What to do
Pictures in the data below are not part of the copy; transcribe everything else exactly.

━━━

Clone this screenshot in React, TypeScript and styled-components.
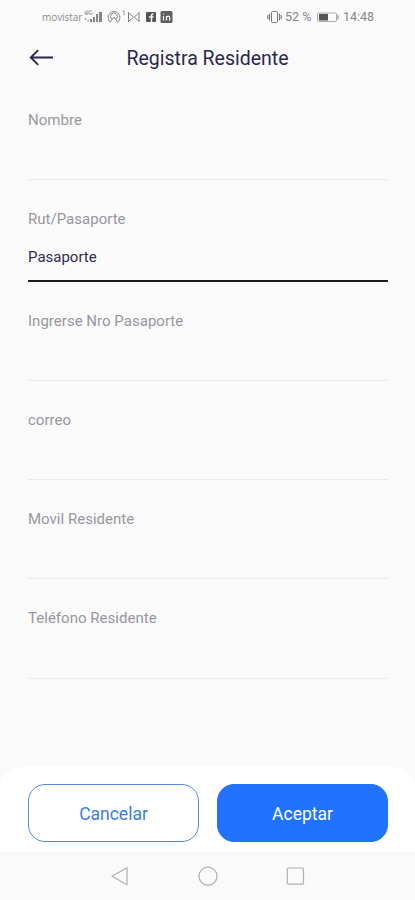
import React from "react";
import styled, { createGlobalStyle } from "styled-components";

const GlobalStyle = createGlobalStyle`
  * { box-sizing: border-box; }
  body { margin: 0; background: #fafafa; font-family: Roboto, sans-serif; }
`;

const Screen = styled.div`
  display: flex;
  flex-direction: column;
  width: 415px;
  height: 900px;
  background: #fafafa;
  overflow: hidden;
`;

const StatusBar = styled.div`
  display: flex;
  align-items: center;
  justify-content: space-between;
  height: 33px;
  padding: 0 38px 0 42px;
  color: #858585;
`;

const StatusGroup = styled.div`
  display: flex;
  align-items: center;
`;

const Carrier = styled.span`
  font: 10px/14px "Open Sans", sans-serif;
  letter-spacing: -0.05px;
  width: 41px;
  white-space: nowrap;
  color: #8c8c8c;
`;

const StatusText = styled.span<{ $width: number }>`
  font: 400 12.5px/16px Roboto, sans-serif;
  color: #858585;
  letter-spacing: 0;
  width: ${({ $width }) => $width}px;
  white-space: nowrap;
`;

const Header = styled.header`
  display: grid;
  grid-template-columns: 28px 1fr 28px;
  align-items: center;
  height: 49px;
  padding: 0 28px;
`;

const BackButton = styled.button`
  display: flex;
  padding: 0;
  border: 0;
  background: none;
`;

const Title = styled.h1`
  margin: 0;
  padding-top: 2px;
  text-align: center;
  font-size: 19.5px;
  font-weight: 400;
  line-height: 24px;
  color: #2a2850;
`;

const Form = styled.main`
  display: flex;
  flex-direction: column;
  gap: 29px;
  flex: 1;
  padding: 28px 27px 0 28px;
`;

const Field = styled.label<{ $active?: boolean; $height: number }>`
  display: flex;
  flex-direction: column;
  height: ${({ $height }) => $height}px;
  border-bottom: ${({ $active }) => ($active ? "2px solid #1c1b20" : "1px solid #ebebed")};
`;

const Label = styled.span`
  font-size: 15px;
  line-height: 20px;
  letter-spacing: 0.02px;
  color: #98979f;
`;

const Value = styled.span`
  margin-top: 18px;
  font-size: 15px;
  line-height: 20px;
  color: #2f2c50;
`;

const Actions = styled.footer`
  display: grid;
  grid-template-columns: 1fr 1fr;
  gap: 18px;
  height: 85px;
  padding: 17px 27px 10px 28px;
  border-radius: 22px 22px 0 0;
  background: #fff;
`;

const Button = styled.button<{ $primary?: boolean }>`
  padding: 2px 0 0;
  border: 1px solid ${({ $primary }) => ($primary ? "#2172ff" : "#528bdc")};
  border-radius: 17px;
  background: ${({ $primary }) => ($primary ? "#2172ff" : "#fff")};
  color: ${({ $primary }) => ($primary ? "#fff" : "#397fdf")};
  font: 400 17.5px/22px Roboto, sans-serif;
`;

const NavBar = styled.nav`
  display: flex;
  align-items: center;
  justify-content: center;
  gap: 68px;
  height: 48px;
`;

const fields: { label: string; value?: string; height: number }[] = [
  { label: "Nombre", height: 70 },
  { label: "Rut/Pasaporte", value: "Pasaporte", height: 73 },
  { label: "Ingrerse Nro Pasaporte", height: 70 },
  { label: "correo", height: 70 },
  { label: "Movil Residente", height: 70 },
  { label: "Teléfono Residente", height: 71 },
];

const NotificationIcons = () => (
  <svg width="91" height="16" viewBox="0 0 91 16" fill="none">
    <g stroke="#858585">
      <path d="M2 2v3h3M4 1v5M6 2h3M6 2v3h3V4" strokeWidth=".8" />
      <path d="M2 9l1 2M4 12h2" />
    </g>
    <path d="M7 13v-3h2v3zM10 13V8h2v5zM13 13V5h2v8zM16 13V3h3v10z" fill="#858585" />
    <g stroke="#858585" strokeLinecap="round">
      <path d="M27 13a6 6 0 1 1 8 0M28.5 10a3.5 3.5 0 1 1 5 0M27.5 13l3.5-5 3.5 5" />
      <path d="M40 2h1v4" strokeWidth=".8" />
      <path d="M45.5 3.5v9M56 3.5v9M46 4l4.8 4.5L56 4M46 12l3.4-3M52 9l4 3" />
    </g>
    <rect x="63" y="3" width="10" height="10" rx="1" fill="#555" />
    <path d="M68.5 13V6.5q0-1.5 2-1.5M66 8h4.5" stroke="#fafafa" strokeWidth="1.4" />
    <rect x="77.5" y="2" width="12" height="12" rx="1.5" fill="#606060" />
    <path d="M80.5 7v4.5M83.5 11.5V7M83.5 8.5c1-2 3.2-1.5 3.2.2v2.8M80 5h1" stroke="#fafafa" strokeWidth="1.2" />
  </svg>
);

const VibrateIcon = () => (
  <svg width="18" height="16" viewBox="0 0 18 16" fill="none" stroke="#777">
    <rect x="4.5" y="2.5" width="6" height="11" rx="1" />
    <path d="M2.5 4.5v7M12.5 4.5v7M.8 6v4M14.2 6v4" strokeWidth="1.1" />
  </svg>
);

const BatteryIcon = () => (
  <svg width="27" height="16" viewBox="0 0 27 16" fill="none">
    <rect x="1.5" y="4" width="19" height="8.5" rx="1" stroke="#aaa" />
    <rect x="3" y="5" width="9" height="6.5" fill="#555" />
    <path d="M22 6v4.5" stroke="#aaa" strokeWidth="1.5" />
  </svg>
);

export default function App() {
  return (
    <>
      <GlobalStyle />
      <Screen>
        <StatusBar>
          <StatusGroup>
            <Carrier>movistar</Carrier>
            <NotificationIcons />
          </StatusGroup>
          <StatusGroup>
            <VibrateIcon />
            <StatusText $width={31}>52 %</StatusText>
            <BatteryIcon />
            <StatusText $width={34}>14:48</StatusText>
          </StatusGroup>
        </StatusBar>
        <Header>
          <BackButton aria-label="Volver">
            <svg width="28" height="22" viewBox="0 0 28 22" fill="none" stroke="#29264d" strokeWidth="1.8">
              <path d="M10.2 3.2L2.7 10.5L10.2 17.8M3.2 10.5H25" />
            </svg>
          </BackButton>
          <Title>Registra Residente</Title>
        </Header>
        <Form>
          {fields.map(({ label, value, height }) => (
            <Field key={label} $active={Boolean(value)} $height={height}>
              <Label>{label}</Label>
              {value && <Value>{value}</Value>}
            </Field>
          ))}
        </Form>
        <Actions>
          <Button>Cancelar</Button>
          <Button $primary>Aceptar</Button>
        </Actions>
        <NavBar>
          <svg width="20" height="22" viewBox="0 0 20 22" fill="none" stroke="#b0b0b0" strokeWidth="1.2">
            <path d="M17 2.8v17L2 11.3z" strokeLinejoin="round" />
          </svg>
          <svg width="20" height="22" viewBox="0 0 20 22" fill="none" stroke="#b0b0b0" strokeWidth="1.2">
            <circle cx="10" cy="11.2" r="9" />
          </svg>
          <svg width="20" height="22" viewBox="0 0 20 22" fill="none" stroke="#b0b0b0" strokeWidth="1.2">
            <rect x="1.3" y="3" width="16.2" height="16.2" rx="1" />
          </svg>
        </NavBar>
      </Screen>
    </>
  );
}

━━━

Answer to this problem
Clone this screenshot in React, TypeScript and styled-components.
import React from "react";
import styled, { createGlobalStyle } from "styled-components";

const GlobalStyle = createGlobalStyle`
  * { box-sizing: border-box; }
  body { margin: 0; background: #fafafa; font-family: Roboto, sans-serif; }
`;

const Screen = styled.div`
  display: flex;
  flex-direction: column;
  width: 415px;
  height: 900px;
  background: #fafafa;
  overflow: hidden;
`;

const StatusBar = styled.div`
  display: flex;
  align-items: center;
  justify-content: space-between;
  height: 33px;
  padding: 0 38px 0 42px;
  color: #858585;
`;

const StatusGroup = styled.div`
  display: flex;
  align-items: center;
`;

const Carrier = styled.span`
  font: 10px/14px "Open Sans", sans-serif;
  letter-spacing: -0.05px;
  width: 41px;
  white-space: nowrap;
  color: #8c8c8c;
`;

const StatusText = styled.span<{ $width: number }>`
  font: 400 12.5px/16px Roboto, sans-serif;
  color: #858585;
  letter-spacing: 0;
  width: ${({ $width }) => $width}px;
  white-space: nowrap;
`;

const Header = styled.header`
  display: grid;
  grid-template-columns: 28px 1fr 28px;
  align-items: center;
  height: 49px;
  padding: 0 28px;
`;

const BackButton = styled.button`
  display: flex;
  padding: 0;
  border: 0;
  background: none;
`;

const Title = styled.h1`
  margin: 0;
  padding-top: 2px;
  text-align: center;
  font-size: 19.5px;
  font-weight: 400;
  line-height: 24px;
  color: #2a2850;
`;

const Form = styled.main`
  display: flex;
  flex-direction: column;
  gap: 29px;
  flex: 1;
  padding: 28px 27px 0 28px;
`;

const Field = styled.label<{ $active?: boolean; $height: number }>`
  display: flex;
  flex-direction: column;
  height: ${({ $height }) => $height}px;
  border-bottom: ${({ $active }) => ($active ? "2px solid #1c1b20" : "1px solid #ebebed")};
`;

const Label = styled.span`
  font-size: 15px;
  line-height: 20px;
  letter-spacing: 0.02px;
  color: #98979f;
`;

const Value = styled.span`
  margin-top: 18px;
  font-size: 15px;
  line-height: 20px;
  color: #2f2c50;
`;

const Actions = styled.footer`
  display: grid;
  grid-template-columns: 1fr 1fr;
  gap: 18px;
  height: 85px;
  padding: 17px 27px 10px 28px;
  border-radius: 22px 22px 0 0;
  background: #fff;
`;

const Button = styled.button<{ $primary?: boolean }>`
  padding: 2px 0 0;
  border: 1px solid ${({ $primary }) => ($primary ? "#2172ff" : "#528bdc")};
  border-radius: 17px;
  background: ${({ $primary }) => ($primary ? "#2172ff" : "#fff")};
  color: ${({ $primary }) => ($primary ? "#fff" : "#397fdf")};
  font: 400 17.5px/22px Roboto, sans-serif;
`;

const NavBar = styled.nav`
  display: flex;
  align-items: center;
  justify-content: center;
  gap: 68px;
  height: 48px;
`;

const fields: { label: string; value?: string; height: number }[] = [
  { label: "Nombre", height: 70 },
  { label: "Rut/Pasaporte", value: "Pasaporte", height: 73 },
  { label: "Ingrerse Nro Pasaporte", height: 70 },
  { label: "correo", height: 70 },
  { label: "Movil Residente", height: 70 },
  { label: "Teléfono Residente", height: 71 },
];

const NotificationIcons = () => (
  <svg width="91" height="16" viewBox="0 0 91 16" fill="none">
    <g stroke="#858585">
      <path d="M2 2v3h3M4 1v5M6 2h3M6 2v3h3V4" strokeWidth=".8" />
      <path d="M2 9l1 2M4 12h2" />
    </g>
    <path d="M7 13v-3h2v3zM10 13V8h2v5zM13 13V5h2v8zM16 13V3h3v10z" fill="#858585" />
    <g stroke="#858585" strokeLinecap="round">
      <path d="M27 13a6 6 0 1 1 8 0M28.5 10a3.5 3.5 0 1 1 5 0M27.5 13l3.5-5 3.5 5" />
      <path d="M40 2h1v4" strokeWidth=".8" />
      <path d="M45.5 3.5v9M56 3.5v9M46 4l4.8 4.5L56 4M46 12l3.4-3M52 9l4 3" />
    </g>
    <rect x="63" y="3" width="10" height="10" rx="1" fill="#555" />
    <path d="M68.5 13V6.5q0-1.5 2-1.5M66 8h4.5" stroke="#fafafa" strokeWidth="1.4" />
    <rect x="77.5" y="2" width="12" height="12" rx="1.5" fill="#606060" />
    <path d="M80.5 7v4.5M83.5 11.5V7M83.5 8.5c1-2 3.2-1.5 3.2.2v2.8M80 5h1" stroke="#fafafa" strokeWidth="1.2" />
  </svg>
);

const VibrateIcon = () => (
  <svg width="18" height="16" viewBox="0 0 18 16" fill="none" stroke="#777">
    <rect x="4.5" y="2.5" width="6" height="11" rx="1" />
    <path d="M2.5 4.5v7M12.5 4.5v7M.8 6v4M14.2 6v4" strokeWidth="1.1" />
  </svg>
);

const BatteryIcon = () => (
  <svg width="27" height="16" viewBox="0 0 27 16" fill="none">
    <rect x="1.5" y="4" width="19" height="8.5" rx="1" stroke="#aaa" />
    <rect x="3" y="5" width="9" height="6.5" fill="#555" />
    <path d="M22 6v4.5" stroke="#aaa" strokeWidth="1.5" />
  </svg>
);

export default function App() {
  return (
    <>
      <GlobalStyle />
      <Screen>
        <StatusBar>
          <StatusGroup>
            <Carrier>movistar</Carrier>
            <NotificationIcons />
          </StatusGroup>
          <StatusGroup>
            <VibrateIcon />
            <StatusText $width={31}>52 %</StatusText>
            <BatteryIcon />
            <StatusText $width={34}>14:48</StatusText>
          </StatusGroup>
        </StatusBar>
        <Header>
          <BackButton aria-label="Volver">
            <svg width="28" height="22" viewBox="0 0 28 22" fill="none" stroke="#29264d" strokeWidth="1.8">
              <path d="M10.2 3.2L2.7 10.5L10.2 17.8M3.2 10.5H25" />
            </svg>
          </BackButton>
          <Title>Registra Residente</Title>
        </Header>
        <Form>
          {fields.map(({ label, value, height }) => (
            <Field key={label} $active={Boolean(value)} $height={height}>
              <Label>{label}</Label>
              {value && <Value>{value}</Value>}
            </Field>
          ))}
        </Form>
        <Actions>
          <Button>Cancelar</Button>
          <Button $primary>Aceptar</Button>
        </Actions>
        <NavBar>
          <svg width="20" height="22" viewBox="0 0 20 22" fill="none" stroke="#b0b0b0" strokeWidth="1.2">
            <path d="M17 2.8v17L2 11.3z" strokeLinejoin="round" />
          </svg>
          <svg width="20" height="22" viewBox="0 0 20 22" fill="none" stroke="#b0b0b0" strokeWidth="1.2">
            <circle cx="10" cy="11.2" r="9" />
          </svg>
          <svg width="20" height="22" viewBox="0 0 20 22" fill="none" stroke="#b0b0b0" strokeWidth="1.2">
            <rect x="1.3" y="3" width="16.2" height="16.2" rx="1" />
          </svg>
        </NavBar>
      </Screen>
    </>
  );
}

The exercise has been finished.